California had 723 inmates on death row as of January 1st, according to data compiled by the Death Penalty Information Center, which opposes capital punishment.

While two-thirds of voters approved reintroduction of the death penalty in 1972, the state hasn’t conducted executions since 2006, when a federal judge halted them over concerns that the procedure, using lethal injection, was unconstitutionally cruel.

Nationally, the number of executions dropped to 43 last year from a peak of 98 in 1999, according to the Washington-based death penalty centre.

California has spent about $4 billion on the punishment since voters expanded the scope of the death penalty in 1978, according to a Loyola of Los Angeles Law Review study last year by Judge Arthur L Alarcón of the US court of appeals in San Francisco, and Prof Paula Mitchell.
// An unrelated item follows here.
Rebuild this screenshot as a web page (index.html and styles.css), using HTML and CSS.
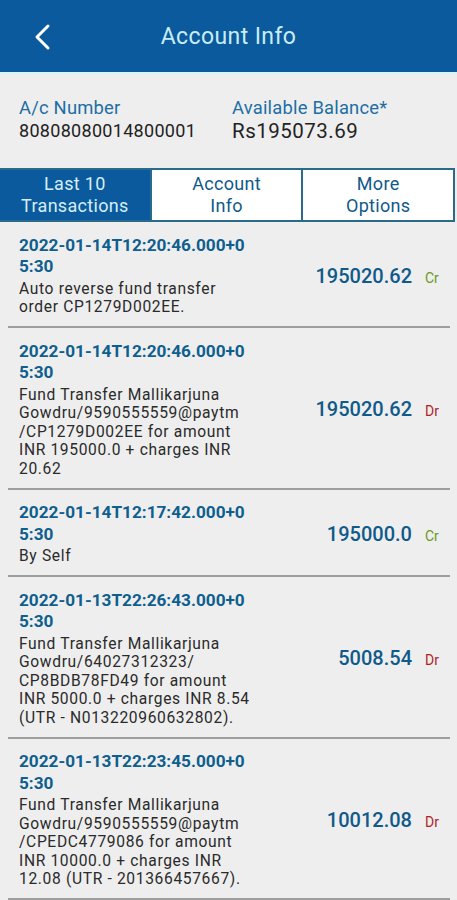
FILE: index.html
```html
<!DOCTYPE html>
<html>
<head>
<meta charset="utf-8">
<link rel="stylesheet" href="styles.css">
</head>
<body>
<header class="topbar">
  <svg class="back" width="20" height="28" viewBox="0 0 20 28"><polyline points="15,3 4,14 15,25" fill="none" stroke="#ffffff" stroke-width="3" stroke-linecap="round" stroke-linejoin="round"/></svg>
  <h1 class="title">Account Info</h1>
</header>
<section class="summary">
  <div class="col">
    <div class="label">A/c Number</div>
    <div class="acno">80808080014800001</div>
  </div>
  <div class="col col-right">
    <div class="label">Available Balance*</div>
    <div class="bal">Rs195073.69</div>
  </div>
</section>
<nav class="tabs">
  <div class="tab active">Last 10<br>Transactions</div>
  <div class="tab">Account<br>Info</div>
  <div class="tab">More<br>Options</div>
</nav>
<main class="list">
  <div class="txn">
    <div class="info">
      <div class="date">2022-01-14T12:20:46.000+0<br>5:30</div>
      <div class="desc">Auto reverse fund transfer<br>order CP1279D002EE.</div>
    </div>
    <div class="amt"><span class="num">195020.62</span><span class="cr">Cr</span></div>
  </div>
  <div class="txn">
    <div class="info">
      <div class="date">2022-01-14T12:20:46.000+0<br>5:30</div>
      <div class="desc">Fund Transfer Mallikarjuna<br>Gowdru/9590555559@paytm<br>/CP1279D002EE for amount<br>INR 195000.0 + charges INR<br>20.62</div>
    </div>
    <div class="amt"><span class="num">195020.62</span><span class="dr">Dr</span></div>
  </div>
  <div class="txn">
    <div class="info">
      <div class="date">2022-01-14T12:17:42.000+0<br>5:30</div>
      <div class="desc">By Self</div>
    </div>
    <div class="amt"><span class="num">195000.0</span><span class="cr">Cr</span></div>
  </div>
  <div class="txn">
    <div class="info">
      <div class="date">2022-01-13T22:26:43.000+0<br>5:30</div>
      <div class="desc">Fund Transfer Mallikarjuna<br>Gowdru/64027312323/<br>CP8BDB78FD49 for amount<br>INR 5000.0 + charges INR 8.54<br>(UTR - N013220960632802).</div>
    </div>
    <div class="amt"><span class="num">5008.54</span><span class="dr">Dr</span></div>
  </div>
  <div class="txn">
    <div class="info">
      <div class="date">2022-01-13T22:23:45.000+0<br>5:30</div>
      <div class="desc">Fund Transfer Mallikarjuna<br>Gowdru/9590555559@paytm<br>/CPEDC4779086 for amount<br>INR 10000.0 + charges INR<br>12.08 (UTR - 201366457667).</div>
    </div>
    <div class="amt"><span class="num">10012.08</span><span class="dr">Dr</span></div>
  </div>
</main>
</body>
</html>
```
FILE: styles.css
```css
* { box-sizing: border-box; }
html, body { margin: 0; padding: 0; }
body {
  width: 457px;
  background: #eeeeee;
  font-family: Roboto, "Noto Sans", sans-serif;
  color: #222;
  overflow: hidden;
}
.topbar {
  height: 74px;
  background: #0b5a9d;
  border-bottom: 2px solid #d8f4f8;
  display: flex;
  align-items: center;
  justify-content: center;
  position: relative;
}
.back {
  position: absolute;
  left: 33px;
  top: 23px;
}
.title {
  margin: 0;
  font-weight: 400;
  font-size: 23px;
  letter-spacing: 0.4px;
  color: #c8ecf5;
}
.summary {
  display: flex;
  padding: 22px 0 0 19px;
  height: 94px;
}
.col { width: 213px; }
.label {
  font-size: 18.4px;
  letter-spacing: 0.2px;
  color: #1d6ea3;
  line-height: 23px;
}
.acno {
  font-size: 18px;
  letter-spacing: 0.3px;
  color: #222;
  line-height: 23px;
}
.bal {
  font-size: 20.5px;
  letter-spacing: 0.5px;
  color: #222;
  line-height: 25px;
}
.tabs {
  display: flex;
  height: 54px;
  border-top: 2px solid #2a6a8a;
  border-bottom: 2px solid #2a6a8a;
  margin-right: 2px;
}
.tab {
  flex: 1;
  background: #ffffff;
  color: #0f5a8a;
  font-size: 18px;
  letter-spacing: 0.3px;
  line-height: 22px;
  text-align: center;
  display: flex;
  align-items: center;
  justify-content: center;
  border-right: 2px solid #2a6a8a;
}
.tab.active {
  background: #0b5a9d;
  color: #d4eef7;
}
.txn {
  display: flex;
  align-items: center;
  padding: 12.5px 0 9.5px 11px;
  margin: 0 7px 0 8px;
  border-bottom: 2px solid #9e9e9e;
}
.info { width: 280px; }
.date {
  font-weight: 700;
  font-size: 17.2px;
  letter-spacing: 0;
  line-height: 21.5px;
  color: #0e5f8e;
}
.desc {
  font-size: 15.6px;
  letter-spacing: 0.65px;
  line-height: 18.5px;
  color: #2a2a2a;
  margin-top: 2px;
}
.amt {
  flex: 1;
  display: flex;
  align-items: baseline;
  justify-content: flex-end;
  padding-right: 9px;
}
.num {
  font-size: 20px;
  font-weight: 500;
  letter-spacing: 0;
  color: #0f5a8a;
}
.cr, .dr {
  font-size: 14px;
  margin-left: 13px;
  width: 16px;
}
.cr { color: #6a9a1a; }
.dr { color: #b01f28; }
```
The nonpartisan California Legislative Analyst’s Office, in a report on the proposed ballot measure in October, concluded that repealing the death penalty would save the state and counties in the “high tens of millions of dollars” a year.

Kent Scheidegger, legal director of the pro-death-penalty Criminal Justice Legal Foundation in Sacramento, said reports of significant savings did not factor in costs such as health care for aging inmates. “The savings they are promising are not real,” Mr Scheidegger said. “The people of California have consistently supported the death penalty.”